Quand tu écris, tu écris pour des gens. Dans les manuels de savoir-écrire, on t’explique : pour que ça marche, il faut que tu aies en tête la personne à qui tu t’adresses, que tu la visualises, qu’elle prenne corps dans ton texte, comme lecteur ou lectrice idéale. Reste que, des fois, c’est dur. Tu dois écrire une proposition commerciale, une lettre de réclamation ou toute autre joyeuseté parmi celles qu’on range sous la bannière du Saint Courrier Administratif. Quand tu te fends d’une lettre sur l’autel du SCA, c’est en général pour récupérer du pognon (ou, tout au moins, pour ne pas en perdre). Quelque part, ça te motive suffisamment pour le pondre, le fichu courrier. Mais tout de même, comme tu aimes écrire pour des gens plutôt que pour instruire un hypothétique règlement de compte judiciaire, ça te pèse malgré tout.
Et puis un jour, joie ultime, tu découvres le morceau de sucre qui aide la médecine à couler : tu écris ton courrier administratif en LaTeX. Tu t’inventes un jeu dont la règle est simple — ne pas passer plus de temps dans le LaTeX que tu n’en aurais passé avec ton logiciel de traitement de texte habituel. Au début, ça veut dire que tu auras des lettres assez moches avec beaucoup de duplication (ce qui, au final, n’est pas très différent de ce que tu obtiens ordinairement). La bonne nouvelle, c’est que le coup suivant, tu peux commencer à bosser les styles, à apprendre comment faire un truc plus proprement — jusqu’au moment où tu sens bien que LaTeX est un outil pour programmeurs et qu’il doit y avoir un moyen de gérer proprement la question de la duplication. Et là, tu découvres les macros, les environnements… en un mot comme en mille, le nouveau continent. Tu es le Christophe Colomb du courrier administrachiant, tu apprends un nouveau langage de programmation, tu modularises ta production textuelle comme tu le ferais sur ton code, et en plus au final, tu produis des documents d’une beauté à pleurer.

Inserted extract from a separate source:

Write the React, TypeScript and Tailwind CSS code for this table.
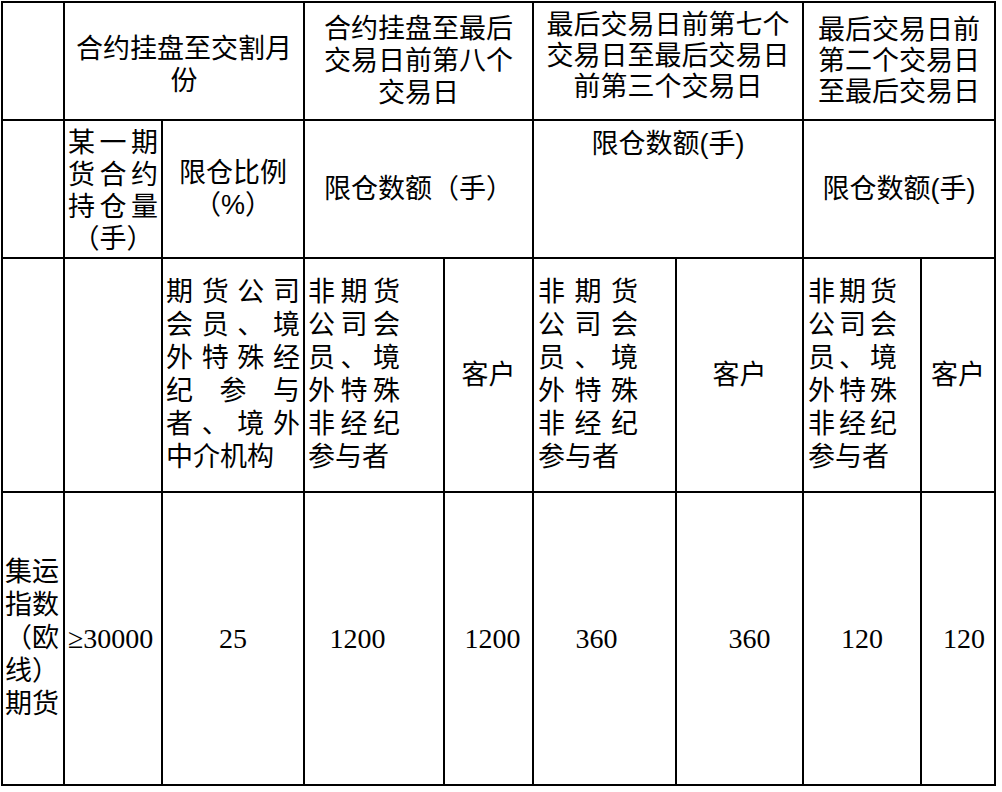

Quand on monte sa boîte pour pouvoir faire enfin son métier de programmeur comme on l’entend, on sent rapidement qu’il faut se colleter un paquet de tâches qui éloignent de la programmation. C’est déprimant : pour pouvoir programmer avec plus de bonheur, on se retrouve à juste moins programmer, ou à devoir payer quelqu’un pour gérer ces différentes tâches, dans l’espoir d’enfin pouvoir se concentrer sur ce qui importe. Inversement, il y a quelque chose de jouissif à contrer ces forces qui nous éloignent de notre métier. Un plaisir à inventer une forme d’aïkido, qu’on pourrait aussi voir comme une radicalisation de son travail professionnel. Car c’est bien de ça, dont il est question : maîtriser suffisamment une technique, une discipline, un art — pour pouvoir en vivre, c’est-à-dire l’embrasser comme mode de vie, sans prétention ni compromis.